Avec un sol nourri, la plante résiste mieux au stress hydrique

C’est la conclusion des études menées sur le potentiel oxydo-réduction (« redox ») par Milène Souvignier, agronome et agricultrice. Pour éviter l’oxydation des plantes, nourrir son sol est essentiel. Pour cela, plusieurs outils : « réaliser des apports réguliers de matière organique, de préférence d’origine animale pour plus d’efficacité ; mettre en place des couverts végétaux contenant le plus d’espèces possibles, en privilégiant les légumineuses pour leur apport d’azote, limiter le travail au sol en profondeur et bannir les engrais minéraux et produits phyto. » Autre astuce : « Faire des préparations lactofermentées. C’est très simple à faire et très efficace. On peut faire un apport au moment de la destruction des couverts végétaux, par exemple. »

Le vin est-il meilleur quand il y a des arbres ?

Oui, selon une expérience italienne menée sur un panel de consommateur. On leur a fait goûter deux verres de prosecco, associés à deux images différentes : l’une présentait un vignoble conduit en vitiforesterie, l’autre non. Même à qualité inférieure, les consommateurs ont majoritairement préféré le vin associé à l’image de vitiforesterie !

Sécheresse : « Dans 50 ans, on arrosera 1,7 fois plus les abricots pour la même production »

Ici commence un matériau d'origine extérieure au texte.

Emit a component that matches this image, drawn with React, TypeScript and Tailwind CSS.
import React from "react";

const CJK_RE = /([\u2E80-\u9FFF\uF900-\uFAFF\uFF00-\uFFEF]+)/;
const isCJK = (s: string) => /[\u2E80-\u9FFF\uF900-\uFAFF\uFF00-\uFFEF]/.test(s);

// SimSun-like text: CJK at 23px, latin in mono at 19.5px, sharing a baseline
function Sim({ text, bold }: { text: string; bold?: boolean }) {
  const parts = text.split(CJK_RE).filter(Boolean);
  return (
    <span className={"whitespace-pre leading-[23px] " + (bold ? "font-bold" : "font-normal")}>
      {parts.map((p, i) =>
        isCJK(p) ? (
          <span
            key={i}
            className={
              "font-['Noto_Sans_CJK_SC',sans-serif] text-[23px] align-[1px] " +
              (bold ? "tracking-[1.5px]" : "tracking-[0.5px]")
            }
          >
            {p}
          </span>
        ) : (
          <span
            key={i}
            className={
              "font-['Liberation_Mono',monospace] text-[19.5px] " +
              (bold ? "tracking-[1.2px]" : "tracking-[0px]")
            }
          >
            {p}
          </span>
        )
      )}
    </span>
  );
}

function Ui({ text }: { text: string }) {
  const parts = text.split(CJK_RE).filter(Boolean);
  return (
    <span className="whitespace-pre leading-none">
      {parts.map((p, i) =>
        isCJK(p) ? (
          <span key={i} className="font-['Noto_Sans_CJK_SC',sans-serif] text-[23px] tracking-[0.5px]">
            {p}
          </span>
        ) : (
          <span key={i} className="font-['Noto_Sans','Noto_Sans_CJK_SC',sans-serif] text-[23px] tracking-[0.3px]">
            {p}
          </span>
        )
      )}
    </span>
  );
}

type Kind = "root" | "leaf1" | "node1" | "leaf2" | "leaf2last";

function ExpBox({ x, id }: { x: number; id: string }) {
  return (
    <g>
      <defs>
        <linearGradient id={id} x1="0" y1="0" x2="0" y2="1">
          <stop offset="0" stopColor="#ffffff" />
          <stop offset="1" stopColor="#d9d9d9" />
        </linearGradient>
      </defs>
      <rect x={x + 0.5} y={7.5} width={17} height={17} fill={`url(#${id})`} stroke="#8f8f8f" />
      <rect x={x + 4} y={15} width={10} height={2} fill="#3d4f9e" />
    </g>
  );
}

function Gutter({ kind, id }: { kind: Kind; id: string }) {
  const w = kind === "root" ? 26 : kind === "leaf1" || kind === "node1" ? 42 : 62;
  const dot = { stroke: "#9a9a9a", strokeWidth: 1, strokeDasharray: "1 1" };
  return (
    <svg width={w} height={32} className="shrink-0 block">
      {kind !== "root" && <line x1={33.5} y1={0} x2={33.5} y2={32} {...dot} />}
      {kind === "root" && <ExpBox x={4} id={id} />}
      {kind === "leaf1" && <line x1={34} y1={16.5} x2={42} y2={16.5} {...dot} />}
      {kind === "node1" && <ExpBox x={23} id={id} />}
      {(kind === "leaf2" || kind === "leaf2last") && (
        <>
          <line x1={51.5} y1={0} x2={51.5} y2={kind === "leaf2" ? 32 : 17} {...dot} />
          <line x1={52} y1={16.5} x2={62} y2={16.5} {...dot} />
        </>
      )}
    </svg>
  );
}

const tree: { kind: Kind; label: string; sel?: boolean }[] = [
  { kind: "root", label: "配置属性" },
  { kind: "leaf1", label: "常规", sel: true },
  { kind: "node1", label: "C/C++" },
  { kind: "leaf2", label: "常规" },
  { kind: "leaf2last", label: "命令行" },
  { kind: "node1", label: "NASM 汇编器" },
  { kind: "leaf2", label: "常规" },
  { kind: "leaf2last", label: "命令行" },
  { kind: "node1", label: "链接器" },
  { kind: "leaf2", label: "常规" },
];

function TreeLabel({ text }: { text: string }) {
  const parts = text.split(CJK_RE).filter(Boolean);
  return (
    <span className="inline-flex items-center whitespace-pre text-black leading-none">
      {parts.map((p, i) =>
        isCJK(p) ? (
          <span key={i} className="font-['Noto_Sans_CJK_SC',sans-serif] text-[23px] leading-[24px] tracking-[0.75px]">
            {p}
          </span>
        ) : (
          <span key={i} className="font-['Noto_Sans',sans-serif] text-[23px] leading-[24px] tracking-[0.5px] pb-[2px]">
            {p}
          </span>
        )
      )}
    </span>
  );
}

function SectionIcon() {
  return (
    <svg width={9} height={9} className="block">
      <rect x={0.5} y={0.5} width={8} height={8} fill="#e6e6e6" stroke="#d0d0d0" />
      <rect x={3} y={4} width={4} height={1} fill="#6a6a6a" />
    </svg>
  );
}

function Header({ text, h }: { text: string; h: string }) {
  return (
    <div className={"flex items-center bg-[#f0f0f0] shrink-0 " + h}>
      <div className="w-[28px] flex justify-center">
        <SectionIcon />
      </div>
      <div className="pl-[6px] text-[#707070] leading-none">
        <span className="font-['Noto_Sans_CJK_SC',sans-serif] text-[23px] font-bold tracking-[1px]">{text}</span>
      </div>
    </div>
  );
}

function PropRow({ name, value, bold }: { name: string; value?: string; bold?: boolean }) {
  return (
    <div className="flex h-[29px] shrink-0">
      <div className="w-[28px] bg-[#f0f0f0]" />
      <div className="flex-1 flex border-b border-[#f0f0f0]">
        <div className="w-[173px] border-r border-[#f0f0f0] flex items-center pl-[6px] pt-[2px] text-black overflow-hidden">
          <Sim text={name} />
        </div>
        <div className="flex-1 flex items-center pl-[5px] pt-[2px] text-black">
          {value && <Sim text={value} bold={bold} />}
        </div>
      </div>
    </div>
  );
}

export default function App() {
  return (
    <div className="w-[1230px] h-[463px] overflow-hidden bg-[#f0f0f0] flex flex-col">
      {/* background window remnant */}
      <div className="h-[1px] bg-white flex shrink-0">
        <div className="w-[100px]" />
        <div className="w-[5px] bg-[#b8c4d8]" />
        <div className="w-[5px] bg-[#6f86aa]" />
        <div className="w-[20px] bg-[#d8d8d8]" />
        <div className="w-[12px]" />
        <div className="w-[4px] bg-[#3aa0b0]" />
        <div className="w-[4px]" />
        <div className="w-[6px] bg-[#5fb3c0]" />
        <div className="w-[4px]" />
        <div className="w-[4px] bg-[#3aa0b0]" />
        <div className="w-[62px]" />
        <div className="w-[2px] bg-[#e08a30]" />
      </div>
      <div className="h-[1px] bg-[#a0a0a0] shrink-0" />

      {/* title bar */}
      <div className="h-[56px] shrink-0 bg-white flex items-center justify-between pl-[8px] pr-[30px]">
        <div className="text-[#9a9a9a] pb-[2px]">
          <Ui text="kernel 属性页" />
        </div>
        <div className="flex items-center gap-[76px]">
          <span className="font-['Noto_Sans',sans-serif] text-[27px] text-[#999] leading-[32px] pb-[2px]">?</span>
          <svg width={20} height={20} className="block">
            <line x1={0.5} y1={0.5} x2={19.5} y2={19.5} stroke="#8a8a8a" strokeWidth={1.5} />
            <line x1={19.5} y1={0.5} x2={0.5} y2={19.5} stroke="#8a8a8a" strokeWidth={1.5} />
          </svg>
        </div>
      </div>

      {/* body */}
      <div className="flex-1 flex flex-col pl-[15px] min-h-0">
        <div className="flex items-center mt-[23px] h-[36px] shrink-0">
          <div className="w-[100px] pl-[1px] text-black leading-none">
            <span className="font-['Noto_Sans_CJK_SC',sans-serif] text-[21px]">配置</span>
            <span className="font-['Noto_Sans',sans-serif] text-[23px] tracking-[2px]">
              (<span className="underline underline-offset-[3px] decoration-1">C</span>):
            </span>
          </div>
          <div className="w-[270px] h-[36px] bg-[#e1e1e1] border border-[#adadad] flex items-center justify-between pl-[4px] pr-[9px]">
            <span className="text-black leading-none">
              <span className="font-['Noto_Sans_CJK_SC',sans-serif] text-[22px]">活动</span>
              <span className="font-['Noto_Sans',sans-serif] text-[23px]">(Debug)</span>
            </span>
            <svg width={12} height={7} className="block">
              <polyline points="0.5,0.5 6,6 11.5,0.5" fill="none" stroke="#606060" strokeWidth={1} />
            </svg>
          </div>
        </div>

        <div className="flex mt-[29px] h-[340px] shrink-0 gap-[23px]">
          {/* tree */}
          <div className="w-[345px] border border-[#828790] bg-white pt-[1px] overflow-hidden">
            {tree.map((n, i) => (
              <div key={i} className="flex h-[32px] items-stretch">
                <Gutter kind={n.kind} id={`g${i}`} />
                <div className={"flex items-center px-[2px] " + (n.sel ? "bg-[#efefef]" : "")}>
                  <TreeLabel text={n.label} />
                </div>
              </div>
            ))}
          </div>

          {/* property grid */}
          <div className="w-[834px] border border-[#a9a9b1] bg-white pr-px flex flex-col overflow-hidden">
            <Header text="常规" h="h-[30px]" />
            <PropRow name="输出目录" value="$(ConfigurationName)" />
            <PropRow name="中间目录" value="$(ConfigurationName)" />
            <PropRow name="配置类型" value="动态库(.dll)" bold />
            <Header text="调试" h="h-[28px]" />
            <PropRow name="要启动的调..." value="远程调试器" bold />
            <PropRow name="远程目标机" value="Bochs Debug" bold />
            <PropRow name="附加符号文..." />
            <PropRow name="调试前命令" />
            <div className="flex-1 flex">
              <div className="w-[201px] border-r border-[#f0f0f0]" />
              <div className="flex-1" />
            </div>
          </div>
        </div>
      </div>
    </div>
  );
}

Selon les prévisions climatiques du Giec, la pluviométrie annuelle devrait se maintenir. « On va gagner un peu d’eau en mars et avril et en perdre un peu sur mai, indique Emmanuel Forel. Toutefois, du fait des fortes chaleurs, l’évapotranspiration (évaporation de l’eau des sols et transpiration des plantes) sera accentuée et le dessèchement estival de la végétation va s’intensifier. Les besoins en eau des cultures seront donc bien plus importants. La sécheresse s’installera dès le mois de mai et sera plus longue et plus intense. » Le déficit hydrique devrait augmenter de 70 % à horizon 2070-2100. « Cela signifie qu’il faudra arroser 1,7 fois plus les abricots pour la même production », illustre le conseiller de la chambre d’agriculture.